Material provided.

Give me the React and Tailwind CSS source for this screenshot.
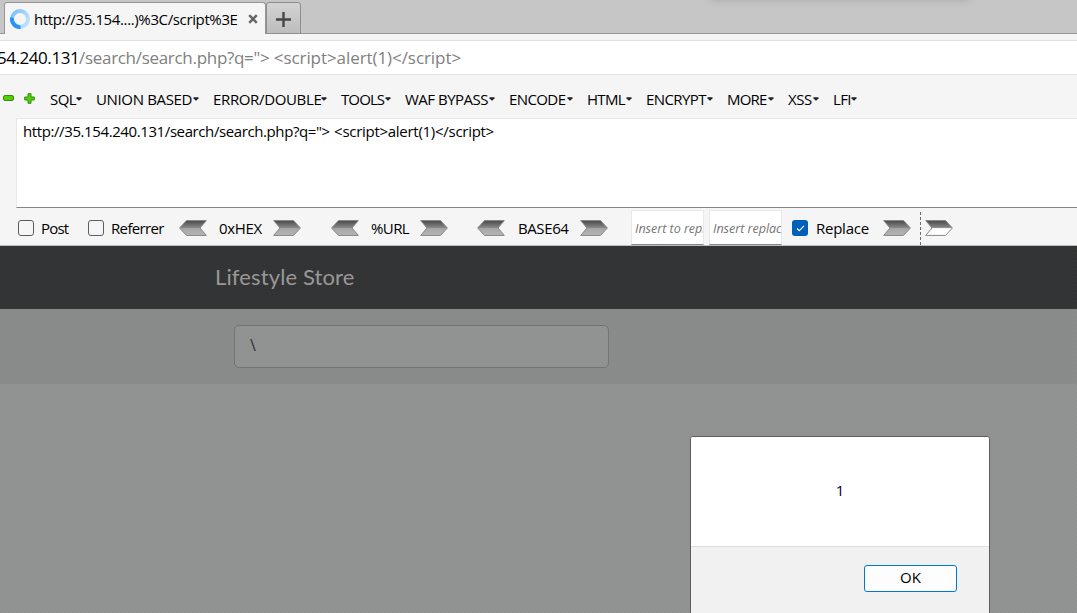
import React from "react";

const MENUS = [
  { label: "SQL", box: "w-[32px]", text: "tracking-[-0.6px]" },
  { label: "UNION BASED", box: "w-[103px]", text: "tracking-[-0.35px]" },
  { label: "ERROR/DOUBLE", box: "w-[114px]", text: "tracking-[-0.35px]" },
  { label: "TOOLS", box: "w-[50px]", text: "tracking-[-0.9px]" },
  { label: "WAF BYPASS", box: "w-[90px]", text: "tracking-[-0.5px]" },
  { label: "ENCODE", box: "w-[64px]", text: "tracking-[-0.6px]" },
  { label: "HTML", box: "w-[45px]", text: "tracking-[-0.7px]" },
  { label: "ENCRYPT", box: "w-[67px]", text: "tracking-[-0.6px]" },
  { label: "MORE", box: "w-[47px]", text: "tracking-[-0.8px]" },
  { label: "XSS", box: "w-[31px]", text: "tracking-[-0.45px]" },
  { label: "LFI", box: "w-[24px]", text: "tracking-[-0.7px]" },
];

function MenuItem({ label, box, text }) {
  return (
    <button className={`flex h-6 shrink-0 items-center justify-between whitespace-nowrap ${box}`}>
      <span className={`min-w-0 ${text}`}>{label}</span>
      <svg className="mb-[2px] h-[4px] w-[6px] shrink-0" viewBox="0 0 6 4">
        <path d="M0.5 0.2h5v1L3.5 3.6h-1L0.5 1.2z" fill="#222" />
      </svg>
    </button>
  );
}

function Chevron({ flip, hollow, id, className = "" }) {
  return (
    <svg className={`h-4 w-7 shrink-0 ${className}`} viewBox="0 0 28 16">
      <defs>
        <linearGradient id={id} x1="0" y1="0" x2="0" y2="1">
          <stop offset="0" stopColor="#484848" />
          <stop offset="0.46" stopColor="#858585" />
          <stop offset="0.54" stopColor={hollow ? "#ffffff" : "#a6a6a6"} />
          <stop offset="1" stopColor={hollow ? "#ffffff" : "#b6b6b6"} />
        </linearGradient>
      </defs>
      <path
        d="M0.7 0.6H20.5L27.4 8L20.5 15.4H0.7L7 8Z"
        fill={`url(#${id})`}
        stroke="#858585"
        strokeWidth="1"
        transform={flip ? "translate(28 0) scale(-1 1)" : undefined}
      />
    </svg>
  );
}

function Box() {
  return <span className="h-4 w-4 shrink-0 rounded-[3px] border border-[#5c5c5c] bg-[#f6f6f6]" />;
}

function Hatch({ id, opacity }) {
  return (
    <svg className="pointer-events-none absolute inset-0 h-full w-full">
      <pattern id={id} width="4" height="4" patternUnits="userSpaceOnUse">
        <path d="M0 0h1v1H0zM1 1h1v1H1zM3 1h1v1H3zM2 2h1v1H2zM1 3h1v1H1zM3 3h1v1H3z" fill="#000" fillOpacity={opacity} shapeRendering="crispEdges" />
      </pattern>
      <rect width="100%" height="100%" fill={`url(#${id})`} />
    </svg>
  );
}

export default function App() {
  return (
    <div className="relative flex h-[613px] w-[1077px] flex-col overflow-hidden bg-[#f5f5f5] font-['Open_Sans','Noto_Sans',sans-serif] text-[15px] text-black">
      {/* Tab strip */}
      <div className="relative flex h-[34px] shrink-0 bg-[#c6c6c6] pl-[4px] shadow-[inset_0_-1px_0_#999799]">
        <div className="absolute -top-3 left-[710px] h-3 w-[260px] shadow-[0_0_9px_rgba(0,0,0,0.14)]" />
        <div className="relative mt-[2px] flex h-[32px] w-[262px] items-center rounded-t-[3px] border-x border-t border-[#969696] bg-[#f5f5f5] pt-[3px] pl-[5px]">
          <svg className="-mt-[3px] h-5 w-5 shrink-0" viewBox="0 0 20 20">
            <defs>
              <linearGradient id="spin" x1="0" y1="0" x2="1" y2="0.6">
                <stop offset="0" stopColor="#79bffa" />
                <stop offset="1" stopColor="#b9e0fc" />
              </linearGradient>
            </defs>
            <circle cx="10" cy="10" r="8" fill="none" stroke="url(#spin)" strokeWidth="3.8" />
            <path d="M2 8.5A8 8 0 0 0 10.5 18" fill="none" stroke="#2795f5" strokeWidth="3.8" />
          </svg>
          <span className="-mt-px ml-1 w-[204px] whitespace-nowrap tracking-[-0.37px]">http://35.154....)%3C/script%3E</span>
          <svg className="-mt-[2px] ml-[10px] h-[10px] w-[10px] shrink-0" viewBox="0 0 10 10">
            <path d="M1.2 1.2L8.8 8.8M8.8 1.2L1.2 8.8" stroke="#666" strokeWidth="2.4" />
          </svg>
        </div>
        <div className="mt-[2px] flex h-[32px] w-[35px] items-center justify-center rounded-t-[3px] border border-[#8e8e8e] bg-linear-to-b from-[#d3d3d3] to-[#bdbdbd] pt-[2px]">
          <svg className="h-[15px] w-[15px]" viewBox="0 0 15 15">
            <path d="M7.5 0V15M0 7.5H15" stroke="#464646" strokeWidth="2.4" />
          </svg>
        </div>
      </div>

      {/* Address bar */}
      <div className="mt-[6px] flex h-[35px] shrink-0 items-center border-y border-[#e2e2e2] bg-white text-[17px]">
        <span className="-ml-[3px] w-[82px] shrink-0 whitespace-nowrap tracking-[-0.45px]">54.240.131</span>
        <span className="whitespace-nowrap tracking-[-0.07px] text-[#808080]">
          <span className="tracking-[-0.3px]">/search/search.php?q="</span>
          <span className="tracking-[4px]">&gt;</span>
          &lt;script&gt;alert(1)&lt;/script&gt;
        </span>
      </div>

      {/* Toolbar menus */}
      <div className="flex h-[43px] shrink-0 items-center pt-[6px] pl-[3px]">
        <svg className="mb-[3px] h-[6px] w-[11px] shrink-0" viewBox="0 0 11 6">
          <rect x="0.5" y="0.5" width="10" height="5" rx="1.5" fill="#50d000" stroke="#378d16" />
        </svg>
        <svg className="mb-[2px] ml-[10px] h-[11px] w-[11px] shrink-0" viewBox="0 0 11 11">
          <path d="M4 .7h3V4h3.3v3H7v3.3H4V7H.7V4H4z" fill="#50d000" stroke="#378d16" strokeLinejoin="round" />
        </svg>
        <div className="ml-[15px] flex gap-[14px]">
          {MENUS.map((m) => (
            <MenuItem key={m.label} {...m} />
          ))}
        </div>
      </div>

      {/* Payload editor */}
      <div className="ml-[16px] flex h-[90px] shrink-0 items-start border-t border-b border-l border-t-[#e8e8e8] border-b-[#858585] border-l-[#e8e8e8] bg-white pt-px pl-[6px]">
        <span className="whitespace-nowrap tracking-[-0.28px]">
          <span className="tracking-[-0.4px]">http://35.154.240.131/search/search.php?q="</span>
          <span className="tracking-[4px]">&gt;</span>
          &lt;script&gt;alert(1)&lt;/script&gt;
        </span>
      </div>

      {/* Encoding controls */}
      <div className="flex h-[38px] shrink-0 items-center border-b border-[#bdbdbd] pt-[3px] pl-[18px] whitespace-nowrap">
        <Box />
        <span className="ml-[7px] w-[47px] tracking-[-0.8px]">Post</span>
        <Box />
        <span className="ml-[7px] w-[68px] tracking-[-0.65px]">Referrer</span>
        <Chevron id="c1" flip />
        <span className="ml-[12px] w-[54px] tracking-[-0.3px]">0xHEX</span>
        <Chevron id="c2" />
        <span className="w-[30px] shrink-0" />
        <Chevron id="c3" flip />
        <span className="ml-[12px] w-[49px] tracking-[-0.6px]">%URL</span>
        <Chevron id="c4" />
        <span className="w-[29px] shrink-0" />
        <Chevron id="c5" flip />
        <span className="ml-[13px] w-[62px] tracking-[-0.4px]">BASE64</span>
        <Chevron id="c6" />
        <div className="-mt-[2px] ml-[23px] flex h-[35px] w-[73px] shrink-0 items-center overflow-hidden border border-[#e8e8e8] border-b-[#858585] bg-white pt-[4px] pl-[3px] text-[12.5px] text-[#757575] italic">Insert to repl</div>
        <div className="-mt-[2px] ml-[5px] flex h-[35px] w-[73px] shrink-0 items-center overflow-hidden border border-[#e8e8e8] border-b-[#858585] bg-white pt-[4px] pl-[3px] text-[12.5px] text-[#757575] italic">Insert replac</div>
        <span className="ml-[10px] flex h-4 w-4 shrink-0 items-center justify-center rounded-[3px] bg-[#005fb8]">
          <svg className="h-[7px] w-[9px]" viewBox="0 0 10 8"><path d="M1 4L3.6 6.5L9 1" fill="none" stroke="#fff" strokeWidth="1.2" /></svg>
        </span>
        <span className="ml-[8px] w-[67px] tracking-[-0.25px]">Replace</span>
        <Chevron id="c7" />
        <svg className="ml-[9px] h-[33px] w-px shrink-0" viewBox="0 0 1 33">
          <path d="M0.5 0V33" stroke="#6d6d6d" strokeDasharray="3 2" />
        </svg>
        <Chevron id="c8" hollow className="ml-[4px]" />
      </div>

      {/* Page content */}
      <div className="relative flex min-h-0 flex-1 flex-col bg-[#939494]">
        <div className="relative h-[63px] shrink-0 bg-[#353637] pt-[14px] pl-[215px] font-['Lato',sans-serif] text-[22px] leading-[33px] text-[#989898]">
          <Hatch id="hatch-dark" opacity="0.1" />
          <span className="relative tracking-[0.12px] whitespace-nowrap">Lifestyle Store</span>
        </div>
        <div className="relative h-[75px] shrink-0 bg-[#8b8c8c] pt-[16px] pl-[234px]">
          <div className="flex h-[43px] w-[375px] items-center rounded-[5px] border border-[#747576] bg-[#939494] pb-[3px] pl-[15px] text-[16px] text-[#333]">\</div>
          <Hatch id="hatch-mid" opacity="0.04" />
        </div>
        <div className="relative flex-1">
          <Hatch id="hatch-light" opacity="0.04" />
        </div>
      </div>

      {/* Alert dialog */}
      <div className="absolute top-[436px] left-[690px] flex h-[190px] w-[300px] flex-col overflow-hidden rounded-t-[3px] border border-[#5e5e5e] bg-[#f1f1f1]">
        <div className="flex h-[110px] shrink-0 items-center justify-center border-b border-[#dfdfdf] bg-white pb-[3px] text-[15px] text-[#000033]">1</div>
        <div className="flex justify-end pt-[18px] pr-[32px]">
          <button className="h-[27px] w-[93px] rounded-[3px] border border-[#0078d4] bg-[#fdfdfd] pb-[3px] text-[15px] leading-[22px]">OK</button>
        </div>
      </div>
    </div>
  );
}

Short exercise.
Please reproduce the listing exactly from its opening line through the line that contains "import React from", both included, with all pictures omitted.

Response for this exercise.
Give me the React and Tailwind CSS source for this screenshot.
import React from "react";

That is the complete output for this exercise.